*Exercise details*. Transcribe the listing exactly, leaving out every picture.

────────────────────────────────────────

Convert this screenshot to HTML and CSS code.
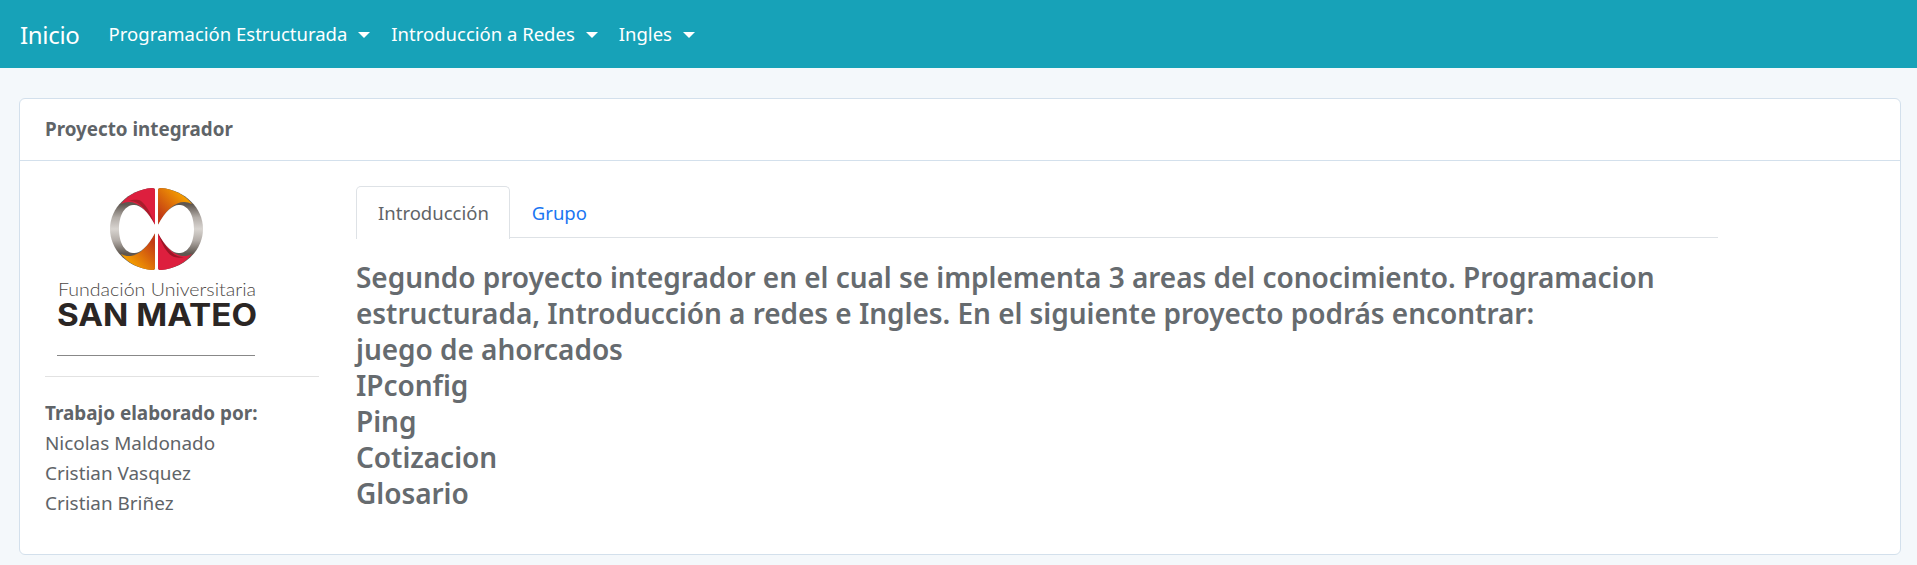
FILE: index.html
```html
<!DOCTYPE html>
<html lang="en">
<head>
<meta charset="UTF-8">
<meta name="viewport" content="width=device-width, initial-scale=1.0">
<title>Inicio</title>
<link rel="stylesheet" href="styles.css">
</head>
<body>

<nav class="navbar">
  <a class="brand" href="#">Inicio</a>
  <a class="nav-link" href="#">Programación Estructurada<span class="caret"></span></a>
  <a class="nav-link" href="#">Introducción a Redes<span class="caret"></span></a>
  <a class="nav-link" href="#">Ingles<span class="caret"></span></a>
</nav>

<div class="card">
  <div class="card-header">Proyecto integrador</div>
  <div class="card-body">
    <div class="side">
      <svg class="logo" width="274" height="190" viewBox="0 0 274 190">
        <defs>
          <linearGradient id="ring" x1="0" y1="0" x2="0" y2="1">
            <stop offset="0.2" stop-color="#5f5750"/>
            <stop offset="0.36" stop-color="#b3ada8"/>
            <stop offset="0.5" stop-color="#d8d4d0"/>
            <stop offset="0.64" stop-color="#b3ada8"/>
            <stop offset="0.8" stop-color="#5f5750"/>
          </linearGradient>
          <linearGradient id="orangeL" x1="0" y1="1" x2="1" y2="0">
            <stop offset="0.25" stop-color="#f39a00"/>
            <stop offset="0.85" stop-color="#c23a16"/>
          </linearGradient>
          <linearGradient id="orangeR" x1="1" y1="0" x2="0" y2="1">
            <stop offset="0.25" stop-color="#f39a00"/>
            <stop offset="0.85" stop-color="#c23a16"/>
          </linearGradient>
        </defs>
        <g transform="translate(65 2)">
          <path fill="url(#ring)" d="M45 2Q45 0 42 0C18 2 0 20 0 41C0 62 18 80 42 82Q45 82 45 80Z"/>
          <path fill="url(#ring)" d="M48 2Q48 0 51 0C75 2 93 20 93 41C93 62 75 80 51 82Q48 82 48 80Z"/>
          <path fill="#dd1f3e" d="M45 2Q45 0 42 0C29 1 18 7 11 16C22 10 35 17 45 37Z"/>
          <path fill="#a81d2c" d="M45 37C41 25 36 17 31 13C27 11 22 12 19 13C29 12 37 22 45 37Z"/>
          <path fill="url(#orangeR)" d="M48 2Q48 0 51 0C64 1 75 7 82 16C71 10 58 17 48 37Z"/>
          <path fill="url(#orangeL)" d="M45 80Q45 82 42 82C29 81 18 75 11 66C22 72 35 65 45 45Z"/>
          <path fill="#dd1f3e" d="M48 80Q48 82 51 82C64 81 75 75 82 66C71 72 58 65 48 45Z"/>
          <path fill="#9c1526" d="M48 45C52 57 57 65 62 68C66 70 70 70 74 69C64 70 56 60 48 45Z"/>
          <path fill="#fff" d="M45 37C37 22 29 16 23 17C13 18 9 30 9 41C9 52 13 64 23 65C29 66 37 60 45 45H48C56 60 64 66 70 65C80 64 84 52 84 41C84 30 80 18 70 17C64 16 56 22 48 37Z"/>
        </g>
        <text class="logo-top" x="13" y="110" textLength="198" lengthAdjust="spacingAndGlyphs">Fundación Universitaria</text>
        <text class="logo-main" x="12" y="140" textLength="200" lengthAdjust="spacingAndGlyphs">SAN MATEO</text>
        <rect x="12" y="169" width="198" height="1" fill="#888"/>
      </svg>
      <hr class="side-rule">
      <p class="author-title">Trabajo elaborado por:</p>
      <p class="author">Nicolas Maldonado</p>
      <p class="author">Cristian Vasquez</p>
      <p class="author">Cristian Briñez</p>
    </div>
    <div class="main">
      <ul class="tabs">
        <li class="tab active">Introducción</li>
        <li class="tab"><a href="#">Grupo</a></li>
      </ul>
      <h3 class="intro">Segundo proyecto integrador en el cual se implementa 3 areas del conocimiento. Programacion estructurada, Introducción a redes e Ingles. En el siguiente proyecto podrás encontrar:<br>juego de ahorcados<br>IPconfig<br>Ping<br>Cotizacion<br>Glosario</h3>
    </div>
  </div>
</div>

</body>
</html>
```

FILE: styles.css
```css
body {
  margin: 0;
  font-family: "Noto Sans", Arial, sans-serif;
  background-color: #f4f8fb;
  color: #5f6468;
}

.navbar {
  background-color: #17a2b8;
  height: 68px;
  display: flex;
  align-items: center;
  padding: 0 0 0 20px;
}

.navbar a {
  color: #fff;
  text-decoration: none;
}

.brand {
  font-size: 24px;
  letter-spacing: -0.3px;
  margin-right: 29px;
}

.nav-link {
  font-size: 18.5px;
  margin-right: 21px;
  position: relative;
  top: -1px;
}

.caret {
  display: inline-block;
  margin-left: 11px;
  vertical-align: 3px;
  border-top: 6px solid #fff;
  border-left: 6px solid transparent;
  border-right: 6px solid transparent;
}

.card {
  margin: 30px 16px 9px 19px;
  background-color: #fff;
  border: 1px solid #d3e0ec;
  border-radius: 6px;
  height: 457px;
  box-sizing: border-box;
}

.card-header {
  height: 61px;
  line-height: 61px;
  padding-left: 25px;
  font-size: 18.8px;
  font-weight: 700;
  border-bottom: 1px solid #d3e0ec;
}

.card-body {
  display: flex;
  padding: 25px 25px 0;
  gap: 37px;
}

.side {
  width: 274px;
  flex-shrink: 0;
}

.logo {
  display: block;
}

.side-rule {
  border: none;
  border-top: 1px solid #e2e2e2;
  margin: 0 0 21px;
}

.author-title,
.author {
  margin: 0;
  font-size: 18.9px;
  line-height: 30px;
}

.author-title {
  font-weight: 700;
}

.main {
  width: 1362px;
}

.tabs {
  list-style: none;
  display: flex;
  margin: 0 0 21px;
  padding: 0;
  border-bottom: 1px solid #dee2e6;
  height: 51px;
}

.tab {
  font-size: 18.5px;
  padding: 0 20px 0 21px;
  line-height: 52px;
  height: 51px;
  border: 1px solid transparent;
  border-bottom: none;
  border-radius: 5px 5px 0 0;
}

.tab a {
  color: #1a76f2;
  text-decoration: none;
}

.tab.active {
  border-color: #dee2e6;
  background-color: #fff;
  height: 52px;
}

.intro {
  margin: 0;
  font-size: 28px;
  font-weight: 600;
  line-height: 36px;
  letter-spacing: -0.04px;
  color: #666b6f;
}

.logo-top {
  font-family: Lato, sans-serif;
  font-weight: 300;
  font-size: 18px;
  fill: #4c4846;
}

.logo-main {
  font-family: Inter, sans-serif;
  font-weight: 700;
  font-size: 31px;
  fill: #2b2624;
}
```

────────────────────────────────────────

*Task output*.
Convert this screenshot to HTML and CSS code.
FILE: index.html
```html
<!DOCTYPE html>
<html lang="en">
<head>
<meta charset="UTF-8">
<meta name="viewport" content="width=device-width, initial-scale=1.0">
<title>Inicio</title>
<link rel="stylesheet" href="styles.css">
</head>
<body>

<nav class="navbar">
  <a class="brand" href="#">Inicio</a>
  <a class="nav-link" href="#">Programación Estructurada<span class="caret"></span></a>
  <a class="nav-link" href="#">Introducción a Redes<span class="caret"></span></a>
  <a class="nav-link" href="#">Ingles<span class="caret"></span></a>
</nav>

<div class="card">
  <div class="card-header">Proyecto integrador</div>
  <div class="card-body">
    <div class="side">
      <svg class="logo" width="274" height="190" viewBox="0 0 274 190">
        <defs>
          <linearGradient id="ring" x1="0" y1="0" x2="0" y2="1">
            <stop offset="0.2" stop-color="#5f5750"/>
            <stop offset="0.36" stop-color="#b3ada8"/>
            <stop offset="0.5" stop-color="#d8d4d0"/>
            <stop offset="0.64" stop-color="#b3ada8"/>
            <stop offset="0.8" stop-color="#5f5750"/>
          </linearGradient>
          <linearGradient id="orangeL" x1="0" y1="1" x2="1" y2="0">
            <stop offset="0.25" stop-color="#f39a00"/>
            <stop offset="0.85" stop-color="#c23a16"/>
          </linearGradient>
          <linearGradient id="orangeR" x1="1" y1="0" x2="0" y2="1">
            <stop offset="0.25" stop-color="#f39a00"/>
            <stop offset="0.85" stop-color="#c23a16"/>
          </linearGradient>
        </defs>
        <g transform="translate(65 2)">
          <path fill="url(#ring)" d="M45 2Q45 0 42 0C18 2 0 20 0 41C0 62 18 80 42 82Q45 82 45 80Z"/>
          <path fill="url(#ring)" d="M48 2Q48 0 51 0C75 2 93 20 93 41C93 62 75 80 51 82Q48 82 48 80Z"/>
          <path fill="#dd1f3e" d="M45 2Q45 0 42 0C29 1 18 7 11 16C22 10 35 17 45 37Z"/>
          <path fill="#a81d2c" d="M45 37C41 25 36 17 31 13C27 11 22 12 19 13C29 12 37 22 45 37Z"/>
          <path fill="url(#orangeR)" d="M48 2Q48 0 51 0C64 1 75 7 82 16C71 10 58 17 48 37Z"/>
          <path fill="url(#orangeL)" d="M45 80Q45 82 42 82C29 81 18 75 11 66C22 72 35 65 45 45Z"/>
          <path fill="#dd1f3e" d="M48 80Q48 82 51 82C64 81 75 75 82 66C71 72 58 65 48 45Z"/>
          <path fill="#9c1526" d="M48 45C52 57 57 65 62 68C66 70 70 70 74 69C64 70 56 60 48 45Z"/>
          <path fill="#fff" d="M45 37C37 22 29 16 23 17C13 18 9 30 9 41C9 52 13 64 23 65C29 66 37 60 45 45H48C56 60 64 66 70 65C80 64 84 52 84 41C84 30 80 18 70 17C64 16 56 22 48 37Z"/>
        </g>
        <text class="logo-top" x="13" y="110" textLength="198" lengthAdjust="spacingAndGlyphs">Fundación Universitaria</text>
        <text class="logo-main" x="12" y="140" textLength="200" lengthAdjust="spacingAndGlyphs">SAN MATEO</text>
        <rect x="12" y="169" width="198" height="1" fill="#888"/>
      </svg>
      <hr class="side-rule">
      <p class="author-title">Trabajo elaborado por:</p>
      <p class="author">Nicolas Maldonado</p>
      <p class="author">Cristian Vasquez</p>
      <p class="author">Cristian Briñez</p>
    </div>
    <div class="main">
      <ul class="tabs">
        <li class="tab active">Introducción</li>
        <li class="tab"><a href="#">Grupo</a></li>
      </ul>
      <h3 class="intro">Segundo proyecto integrador en el cual se implementa 3 areas del conocimiento. Programacion estructurada, Introducción a redes e Ingles. En el siguiente proyecto podrás encontrar:<br>juego de ahorcados<br>IPconfig<br>Ping<br>Cotizacion<br>Glosario</h3>
    </div>
  </div>
</div>

</body>
</html>
```

FILE: styles.css
```css
body {
  margin: 0;
  font-family: "Noto Sans", Arial, sans-serif;
  background-color: #f4f8fb;
  color: #5f6468;
}

.navbar {
  background-color: #17a2b8;
  height: 68px;
  display: flex;
  align-items: center;
  padding: 0 0 0 20px;
}

.navbar a {
  color: #fff;
  text-decoration: none;
}

.brand {
  font-size: 24px;
  letter-spacing: -0.3px;
  margin-right: 29px;
}

.nav-link {
  font-size: 18.5px;
  margin-right: 21px;
  position: relative;
  top: -1px;
}

.caret {
  display: inline-block;
  margin-left: 11px;
  vertical-align: 3px;
  border-top: 6px solid #fff;
  border-left: 6px solid transparent;
  border-right: 6px solid transparent;
}

.card {
  margin: 30px 16px 9px 19px;
  background-color: #fff;
  border: 1px solid #d3e0ec;
  border-radius: 6px;
  height: 457px;
  box-sizing: border-box;
}

.card-header {
  height: 61px;
  line-height: 61px;
  padding-left: 25px;
  font-size: 18.8px;
  font-weight: 700;
  border-bottom: 1px solid #d3e0ec;
}

.card-body {
  display: flex;
  padding: 25px 25px 0;
  gap: 37px;
}

.side {
  width: 274px;
  flex-shrink: 0;
}

.logo {
  display: block;
}

.side-rule {
  border: none;
  border-top: 1px solid #e2e2e2;
  margin: 0 0 21px;
}

.author-title,
.author {
  margin: 0;
  font-size: 18.9px;
  line-height: 30px;
}

.author-title {
  font-weight: 700;
}

.main {
  width: 1362px;
}

.tabs {
  list-style: none;
  display: flex;
  margin: 0 0 21px;
  padding: 0;
  border-bottom: 1px solid #dee2e6;
  height: 51px;
}

.tab {
  font-size: 18.5px;
  padding: 0 20px 0 21px;
  line-height: 52px;
  height: 51px;
  border: 1px solid transparent;
  border-bottom: none;
  border-radius: 5px 5px 0 0;
}

.tab a {
  color: #1a76f2;
  text-decoration: none;
}

.tab.active {
  border-color: #dee2e6;
  background-color: #fff;
  height: 52px;
}

.intro {
  margin: 0;
  font-size: 28px;
  font-weight: 600;
  line-height: 36px;
  letter-spacing: -0.04px;
  color: #666b6f;
}

.logo-top {
  font-family: Lato, sans-serif;
  font-weight: 300;
  font-size: 18px;
  fill: #4c4846;
}

.logo-main {
  font-family: Inter, sans-serif;
  font-weight: 700;
  font-size: 31px;
  fill: #2b2624;
}
```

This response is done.